Institute Hosts Alumni Career Panel

On October 20th, the Institute for International Law and Public Policy and the Temple International Law Society has the distinct pleasure of hosting a panel discussing career paths and emerging trends in International Law. At the panel, three distinguished Temple Alumni—Jane Charles-Voltaire, Chris Kim, and Gerard Mekjian—shared their unique career paths and offered insights into their particular areas of international law with the event’s moderator and IILPP co-director, Temple Law Professor Jaya Ramji-Nogales.

Jane Charles-Voltaire, Temple Law ’11, shared her experiences working as a Program Officer for the Haiti and Dominican Republic division of the International Association of Women Judges in Washington, D.C. Prompted to discuss her current projects, she detailed her work promoting Haiti’s new Anti-Trafficking Legislation and shared her experiences working with judges from all over the world. Ms. Charles-Voltaire, who also spent four years in Haiti working with USAID, also offered some advice to the gathered Temple Law students. She encouraged students to build sustaining relationships with Temple’s distinguished International law faculty, emphasizing that those contacts helped her build the international career she so enjoys today.

Chris Kim, a Senior Investigator with the World Bank Group’s Integrity Vice-Presidency unit, also recommended maintaining Temple Law relationships. Additionally, Mr. Kim stressed the importance of foreign language acquisition in the field of international law, noting that students with Chinese or Spanish language skills are particularly valuable to international employers. Mr. Kim, who also worked for the Federal Bureau of Investigation for fourteen years, shared his experiences investigating corruption and fraud allegations related to World Bank projects around the world. Speaking about his investigations in Europe, China, South Korea, Vietnam, and India, Mr. Kim also emphasized the importance of fieldwork, encouraging students pursuing careers in international law to gain real experience working in other countries.

Gerard Mekjian echoed his colleagues’ sentiments, stressing the importance of language skills and field experience.
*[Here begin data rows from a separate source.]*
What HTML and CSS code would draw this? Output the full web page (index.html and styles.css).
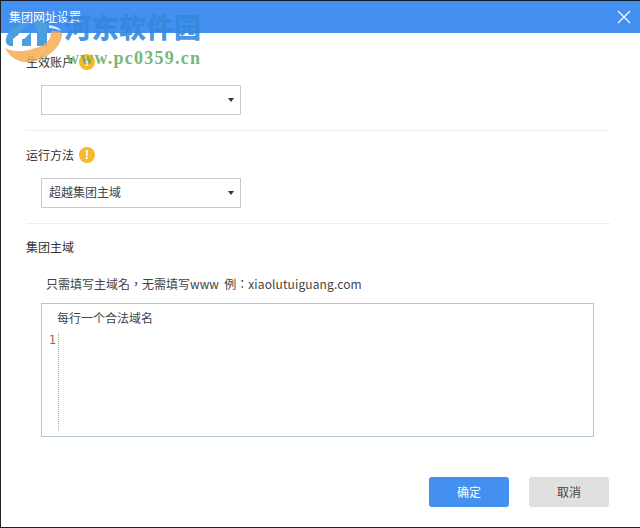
FILE: index.html
```html
<!DOCTYPE html>
<html lang="zh-CN">
<head>
<meta charset="utf-8">
<title>集团网址设置</title>
<link rel="stylesheet" href="styles.css">
</head>
<body>
<div class="window">
  <header class="titlebar">
    <span class="title">集团网址设置</span>
    <svg class="close" width="14" height="14" viewBox="0 0 14 14"><path d="M1 1L13 13M13 1L1 13" stroke="#fff" stroke-width="1.1" fill="none"/></svg>
  </header>
  <main class="content">
    <section class="group first">
      <div class="label-row"><span>生效账户</span><span class="warn">!</span></div>
      <div class="select"><span></span><i class="caret"></i></div>
    </section>
    <section class="group">
      <div class="label-row"><span>运行方法</span><span class="warn">!</span></div>
      <div class="select"><span>超越集团主域</span><i class="caret"></i></div>
    </section>
    <section class="group last">
      <div class="label-row"><span>集团主域</span></div>
      <p class="hint" lang="zh-Hant">只需填写主域名，无需填写www &nbsp;例：<span class="hint-latin">xiaolutuiguang.com</span></p>
      <div class="editor">
        <div class="placeholder">每行一个合法域名</div>
        <div class="gutter"><span class="lineno">1</span></div>
      </div>
    </section>
    <footer class="actions">
      <button class="btn primary">确定</button>
      <button class="btn">取消</button>
    </footer>
  </main>
  <div class="watermark">
    <svg class="wm-logo" width="70" height="70" viewBox="0 0 70 70">
      <path d="M6 42C5 31 17 24 30 22C24 27 20 31 18 35L13 39V46H10C8 45 6 44 6 42Z" fill="#4a9fdc"/>
      <path d="M24 39L31 32V46H22V39Z" fill="#4a9fdc"/>
      <path d="M34 22C38 21 43 22 47 24V46H37V30Z" fill="#4a9fdc"/>
      <path d="M49 25C55 26 60 28 61 31C57 29 53 28 49 28Z" fill="#ffffff" opacity=".85"/>
      <path d="M51 31C55 31 59 31 62 33C63 45 48 60 30 62C19 63 10 58 5 48C12 52 24 52 32 49C42 47 52 42 51 31Z" fill="#f5a94e" opacity=".82"/>
    </svg>
    <span class="wm-cn">河东软件园</span>
    <span class="wm-url">www.pc0359.cn</span>
  </div>
</div>
</body>
</html>
```
FILE: styles.css
```css
* { box-sizing: border-box; }
html, body { margin: 0; padding: 0; }
body {
  width: 640px;
  height: 528px;
  overflow: hidden;
  background: #fff;
  color: #333;
  font-family: "Noto Sans CJK SC", "Liberation Sans", sans-serif;
  font-size: 12px;
}
.window {
  position: relative;
  width: 640px;
  height: 528px;
  border-top: 1px solid #10182a;
  border-bottom: 1px solid #222;
  border-left: 1px solid #222;
  display: flex;
  flex-direction: column;
}
.titlebar {
  height: 32px;
  flex: none;
  background: #4390f0;
  color: #fff;
  display: flex;
  align-items: center;
  justify-content: space-between;
  padding: 0 9px 0 8px;
}
.title { font-size: 12px; line-height: 16px; }
.content {
  flex: 1;
  padding: 0 30px 0 25px;
  display: flex;
  flex-direction: column;
}
.group { border-bottom: 1px solid #eeeeee; height: 93px; padding-top: 16px; }
.group.first { height: 98px; padding-top: 21px; }
.group.last { border-bottom: 0; height: 214px; padding-top: 15px; }
.label-row {
  display: flex;
  align-items: center;
  gap: 5px;
  height: 16px;
  line-height: 16px;
  color: #333;
}
.warn {
  width: 16px;
  height: 16px;
  border-radius: 50%;
  background: #f5b82e;
  color: #fff;
  font-family: "Liberation Sans", sans-serif;
  font-weight: 700;
  font-size: 13px;
  line-height: 16px;
  text-align: center;
}
.select {
  width: 200px;
  height: 30px;
  margin: 15px 0 0 15px;
  border: 1px solid #c8cbcf;
  background: #fff;
  display: flex;
  align-items: center;
  justify-content: space-between;
  padding: 0 6px 3px 7px;
  color: #444;
}
.caret {
  width: 0;
  height: 0;
  margin-top: 3px;
  border-left: 3px solid transparent;
  border-right: 3px solid transparent;
  border-top: 4px solid #333;
}
.hint {
  margin: 21px 0 0 20px;
  height: 16px;
  line-height: 16px;
  font-family: "Noto Sans CJK TC", "Noto Sans CJK SC", sans-serif;
  font-size: 12px;
  color: #444;
  white-space: nowrap;
}
.hint-latin { letter-spacing: .12px; }
.editor {
  width: 553px;
  height: 134px;
  margin: 11px 0 0 15px;
  border: 1px solid #b4c4d0;
  padding: 7px 0 0 15px;
}
.placeholder { line-height: 14px; height: 14px; color: #444; }
.gutter {
  margin: 8px 0 0 -15px;
  width: 17px;
  height: 97px;
  border-right: 1px dotted #aaa;
  text-align: right;
  padding-right: 2px;
}
.lineno {
  display: block;
  font-family: "DejaVu Sans Mono", monospace;
  font-size: 12px;
  line-height: 14px;
  color: #a9645c;
}
.actions {
  display: flex;
  justify-content: flex-end;
  gap: 20px;
  margin-top: 39px;
  padding-right: 1px;
}
.btn {
  width: 80px;
  height: 30px;
  border: 0;
  border-radius: 3px;
  background: #e0e0e0;
  color: #444;
  font-family: inherit;
  font-size: 12px;
  padding: 0 0 2px;
}
.btn.primary { background: #4390f0; color: #fff; }
.watermark {
  position: absolute;
  left: -1px;
  top: -1px;
  width: 220px;
  height: 70px;
  pointer-events: none;
}
.wm-logo { position: absolute; left: 0; top: 0; }
.wm-cn {
  position: absolute;
  left: 64px;
  top: 10px;
  font-family: "Noto Sans CJK SC", sans-serif;
  font-weight: 900;
  font-size: 27px;
  line-height: 34px;
  letter-spacing: 0.5px;
  color: rgba(50, 135, 220, .9);
  white-space: nowrap;
}
.wm-url {
  position: absolute;
  left: 66px;
  top: 48px;
  font-family: "Liberation Serif", serif;
  font-weight: 700;
  font-size: 18px;
  line-height: 20px;
  letter-spacing: 1.25px;
  color: rgba(100, 175, 100, .9);
  white-space: nowrap;
}
```
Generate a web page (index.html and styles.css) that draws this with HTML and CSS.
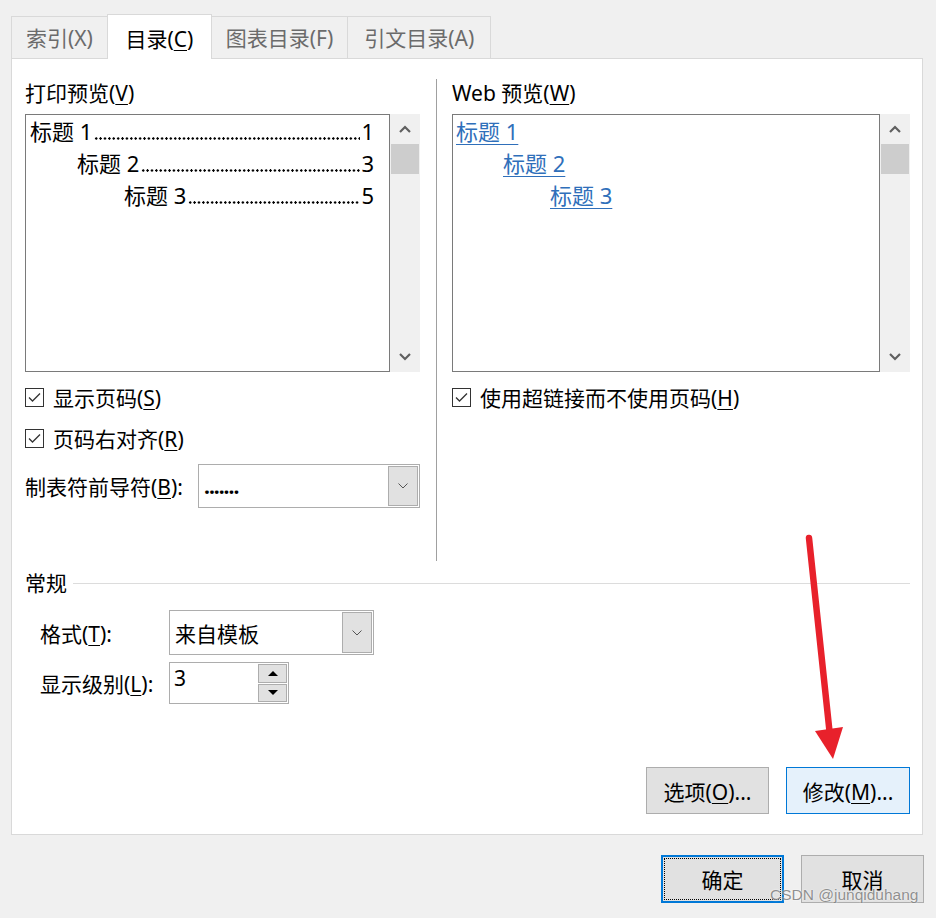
FILE: index.html
```html
<!DOCTYPE html>
<html lang="zh-CN">
<head>
  <meta charset="UTF-8" />
  <title>索引和目录</title>
  <link rel="stylesheet" href="styles.css">
</head>
<body>
  <div class="dialog">
    <div class="tabs">
      <div class="tab">索引(X)</div>
      <div class="tab active">目录(<u>C</u>)</div>
      <div class="tab">图表目录(F)</div>
      <div class="tab">引文目录(A)</div>
    </div>

    <div class="panel">
      <div class="previews">
        <div class="col">
          <div class="label">打印预览(<u>V</u>)</div>
          <div class="listwrap">
            <div class="listbox">
              <div class="toc-line lvl1"><span>标题 1</span><span class="dots"></span><span>1</span></div>
              <div class="toc-line lvl2"><span>标题 2</span><span class="dots"></span><span>3</span></div>
              <div class="toc-line lvl3"><span>标题 3</span><span class="dots"></span><span>5</span></div>
            </div>
            <div class="scrollbar">
              <svg class="arrow" width="12" height="8" viewBox="0 0 12 8"><path d="M1 7 L6 2 L11 7" fill="none" stroke="#606060" stroke-width="2.2"/></svg>
              <div class="thumb"></div>
              <div class="track"></div>
              <svg class="arrow" width="12" height="8" viewBox="0 0 12 8"><path d="M1 1 L6 6 L11 1" fill="none" stroke="#606060" stroke-width="2.2"/></svg>
            </div>
          </div>
          <div class="check first">
            <svg width="19" height="19" viewBox="0 0 19 19"><rect x="0.5" y="0.5" width="18" height="18" fill="#fff" stroke="#333"/><path d="M4 9.5 L7.5 13 L15 5.5" fill="none" stroke="#333" stroke-width="1.3"/></svg>
            <span>显示页码(<u>S</u>)</span>
          </div>
          <div class="check">
            <svg width="19" height="19" viewBox="0 0 19 19"><rect x="0.5" y="0.5" width="18" height="18" fill="#fff" stroke="#333"/><path d="M4 9.5 L7.5 13 L15 5.5" fill="none" stroke="#333" stroke-width="1.3"/></svg>
            <span>页码右对齐(<u>R</u>)</span>
          </div>
          <div class="leader-row">
            <span>制表符前导符(<u>B</u>):</span>
            <div class="combo leader-combo">
              <span class="value">.......</span>
              <div class="drop"><svg width="10" height="6" viewBox="0 0 10 6"><path d="M0.5 0.5 L5 5 L9.5 0.5" fill="none" stroke="#555" stroke-width="1"/></svg></div>
            </div>
          </div>
        </div>

        <div class="sep"></div>

        <div class="col">
          <div class="label">Web 预览(<u>W</u>)</div>
          <div class="listwrap">
            <div class="listbox web">
              <div class="link-line lvl1"><a>标题 1</a></div>
              <div class="link-line lvl2"><a>标题 2</a></div>
              <div class="link-line lvl3"><a>标题 3</a></div>
            </div>
            <div class="scrollbar">
              <svg class="arrow" width="12" height="8" viewBox="0 0 12 8"><path d="M1 7 L6 2 L11 7" fill="none" stroke="#606060" stroke-width="2.2"/></svg>
              <div class="thumb"></div>
              <div class="track"></div>
              <svg class="arrow" width="12" height="8" viewBox="0 0 12 8"><path d="M1 1 L6 6 L11 1" fill="none" stroke="#606060" stroke-width="2.2"/></svg>
            </div>
          </div>
          <div class="check first">
            <svg width="19" height="19" viewBox="0 0 19 19"><rect x="0.5" y="0.5" width="18" height="18" fill="#fff" stroke="#333"/><path d="M4 9.5 L7.5 13 L15 5.5" fill="none" stroke="#333" stroke-width="1.3"/></svg>
            <span>使用超链接而不使用页码(<u>H</u>)</span>
          </div>
        </div>
      </div>

      <div class="group">
        <div class="group-title"><span>常规</span><div class="rule"></div></div>
        <div class="form-row format-row">
          <span class="form-label">格式(<u>T</u>):</span>
          <div class="combo format-combo">
            <span class="value">来自模板</span>
            <div class="drop"><svg width="10" height="6" viewBox="0 0 10 6"><path d="M0.5 0.5 L5 5 L9.5 0.5" fill="none" stroke="#555" stroke-width="1"/></svg></div>
          </div>
        </div>
        <div class="form-row level-row">
          <span class="form-label">显示级别(<u>L</u>):</span>
          <div class="spinner">
            <span class="value">3</span>
            <div class="spin-btns">
              <div class="spin"><svg width="10" height="5" viewBox="0 0 10 5"><path d="M0 5 L5 0 L10 5 Z" fill="#000"/></svg></div>
              <div class="spin"><svg width="10" height="5" viewBox="0 0 10 5"><path d="M0 0 L5 5 L10 0 Z" fill="#000"/></svg></div>
            </div>
          </div>
        </div>
      </div>

      <div class="actions">
        <button class="btn">选项(<u>O</u>)...</button>
        <button class="btn hot">修改(<u>M</u>)...</button>
      </div>
    </div>

    <div class="footer">
      <button class="btn default"><span class="focus">确定</span></button>
      <button class="btn">取消</button>
    </div>

    <svg class="annotation" width="936" height="918" viewBox="0 0 936 918">
      <line x1="809" y1="538" x2="830" y2="736" stroke="#e8212b" stroke-width="6.5" stroke-linecap="round"/>
      <path d="M815 731 L843 727 L833 759 Z" fill="#e8212b"/>
    </svg>
    <div class="watermark">CSDN @junqiduhang</div>
  </div>
</body>
</html>
```

FILE: styles.css
```css
body {
  margin: 0;
  background-color: #f0f0f0;
  font-family: "Noto Sans", "Noto Sans CJK SC", sans-serif;
  font-size: 21px;
  color: #000;
}
u {
  text-underline-offset: 3px;
  text-decoration-thickness: 1px;
}
.dialog {
  position: relative;
  width: 936px;
  height: 918px;
}

/* tabs */
.tabs {
  display: flex;
  padding: 14px 0 0 11px;
}
.tab {
  box-sizing: border-box;
  height: 42px;
  margin-top: 2px;
  margin-right: -1px;
  padding: 7px 14px 0;
  line-height: 28px;
  border: 1px solid #d9d9d9;
  border-bottom: none;
  color: #6b6b6b;
  background-color: #f0f0f0;
}
.tab:last-child {
  padding: 7px 16px 0;
}
.tab.active {
  position: relative;
  z-index: 1;
  height: 45px;
  margin-top: 0;
  margin-bottom: -1px;
  padding: 10px 17.5px 0;
  background-color: #fff;
  color: #000;
}

/* main panel */
.panel {
  box-sizing: border-box;
  display: flex;
  flex-direction: column;
  width: 912px;
  height: 777px;
  margin-left: 11px;
  padding: 20px 12px 20px 13px;
  background-color: #fff;
  border: 1px solid #d9d9d9;
}
.previews {
  display: flex;
  height: 482px;
}
.col {
  display: flex;
  flex-direction: column;
  min-width: 0;
}
.col:first-child {
  width: 395px;
}
.col:last-child {
  width: 458px;
}
.sep {
  width: 1px;
  margin: 0 15px 0 16px;
  background-color: #a0a0a0;
}
.label {
  line-height: 28px;
  margin-bottom: 7px;
}
.listwrap {
  display: flex;
  height: 258px;
}
.listbox {
  flex: 1;
  min-width: 0;
  overflow: hidden;
  box-sizing: border-box;
  border: 1px solid #7a7a7a;
  padding: 0 15px 0 4px;
  font-size: 22px;
  line-height: 32px;
}
.scrollbar {
  width: 30px;
  display: flex;
  flex-direction: column;
  align-items: center;
  background-color: #f0f0f0;
}
.scrollbar .arrow {
  margin: 11px 0;
}
.scrollbar .thumb {
  width: 28px;
  height: 30px;
  background-color: #cdcdcd;
}
.scrollbar .track {
  flex: 1;
}
.toc-line {
  display: flex;
  white-space: nowrap;
}
.toc-line .dots {
  flex: 1;
  align-self: flex-end;
  height: 3px;
  margin: 0 1px 7px 2px;
  background-image: radial-gradient(circle, #000 1px, transparent 1.4px);
  background-size: 4.4px 3px;
  background-repeat: repeat-x;
}
.lvl2 {
  padding-left: 47px;
}
.lvl3 {
  padding-left: 94px;
}
.listbox.web {
  padding-left: 3px;
}
.link-line a {
  color: #2f6fba;
  text-decoration: underline;
  text-underline-offset: 4px;
  text-decoration-thickness: 1px;
}

.check {
  display: flex;
  align-items: center;
  gap: 9px;
  height: 28px;
  margin-top: 13px;
}
.check.first {
  margin-top: 11px;
}
.leader-row {
  display: flex;
  align-items: center;
  justify-content: space-between;
  margin-top: 12px;
}

/* combo boxes */
.combo {
  box-sizing: border-box;
  display: flex;
  align-items: center;
  border: 1px solid #adadad;
  padding: 1px;
  background-color: #fff;
}
.combo .value {
  flex: 1;
  padding-left: 4px;
}
.combo .drop {
  box-sizing: border-box;
  width: 30px;
  height: 100%;
  display: flex;
  align-items: center;
  justify-content: center;
  background-color: #e1e1e1;
  border: 1px solid #adadad;
}
.leader-combo {
  width: 222px;
  height: 44px;
}
.leader-combo .value {
  font-weight: bold;
  letter-spacing: -1px;
}
.format-combo {
  width: 205px;
  height: 45px;
}

/* general group */
.group-title {
  display: flex;
  align-items: center;
  gap: 6px;
  line-height: 28px;
  margin-top: 8px;
}
.group-title .rule {
  flex: 1;
  height: 1px;
  background-color: #dcdcdc;
}
.form-row {
  display: flex;
  align-items: center;
  padding-left: 15px;
}
.form-label {
  width: 129px;
}
.format-row {
  margin-top: 13px;
}
.level-row {
  margin-top: 7px;
}
.spinner {
  box-sizing: border-box;
  display: flex;
  width: 120px;
  height: 42px;
  border: 1px solid #adadad;
  padding: 1px;
}
.spinner .value {
  flex: 1;
  padding-left: 3px;
  line-height: 28px;
}
.spin-btns {
  display: flex;
  flex-direction: column;
  gap: 1px;
  width: 29px;
}
.spin {
  flex: 1;
  display: flex;
  align-items: center;
  justify-content: center;
  background-color: #e1e1e1;
  border: 1px solid #adadad;
}

/* buttons */
.actions {
  margin-top: auto;
  display: flex;
  justify-content: flex-end;
  gap: 17px;
}
.btn {
  box-sizing: border-box;
  width: 123px;
  height: 47px;
  font-family: inherit;
  font-size: 21px;
  color: #000;
  background-color: #e1e1e1;
  border: 1px solid #adadad;
  padding: 0;
}
.btn.hot {
  width: 124px;
  background-color: #e5f1fb;
  border-color: #0078d7;
}
.footer {
  display: flex;
  justify-content: flex-end;
  gap: 17px;
  margin-top: 20px;
  padding-right: 12px;
}
.footer .btn {
  height: 48px;
}
.btn.default {
  border: 2px solid #0078d7;
  padding: 1px;
}
.btn.default .focus {
  display: flex;
  align-items: center;
  justify-content: center;
  height: 100%;
  border: 1px dotted #000;
  box-sizing: border-box;
}

/* overlays */
.annotation {
  position: absolute;
  left: 0;
  top: 0;
  pointer-events: none;
}
.watermark {
  position: absolute;
  left: 770px;
  top: 886px;
  font-family: "Liberation Sans", sans-serif;
  font-size: 15.5px;
  color: rgba(110, 110, 110, 0.75);
  text-shadow: 0 0 2px #fff;
}
```
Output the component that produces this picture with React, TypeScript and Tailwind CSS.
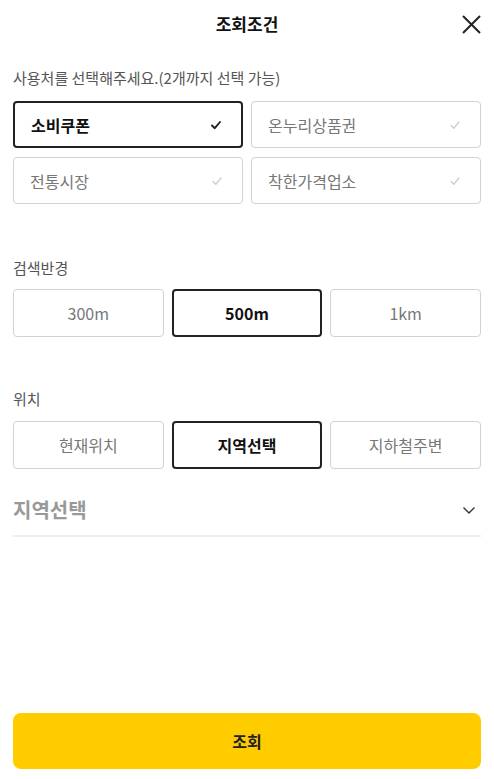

He also encouraged students to be persistent in their international law aspirations. Although international law careers tend to be highly competitive, he advised students to take advantage of the many international opportunities at Temple Law and continue to “push” to achieve their goals. Mr. Mekjian, a graduate of Temple University and Pace University Haub School of Law, currently serves as Acting Associate Counsel within the Office of the Chief Counsel, Refugee, Asylum Law Division (RALD), and a Supervisory Asylum Officer within the Newark Asylum Office of the Department of Homeland Security (DHS), Refugee, Asylum and International Operations (RAIO) corps. Throughout the event, Mr. Mekjian also shared his experiences as a practicing immigration attorney and as a delegate on behalf of the Permanent Mission of the Republic of Armenia to the United Nations within several sessions of the United Nations Commission on International Trade Law (UNCITRAL).

At the conclusion of the event, the panel remained at Temple to take part in small group discussions with students interested in pursuing careers in international law. These small groups allowed the panelists to give personalized professional advice and engage in open, honest discussions about what it is truly like to work in particular areas of international law.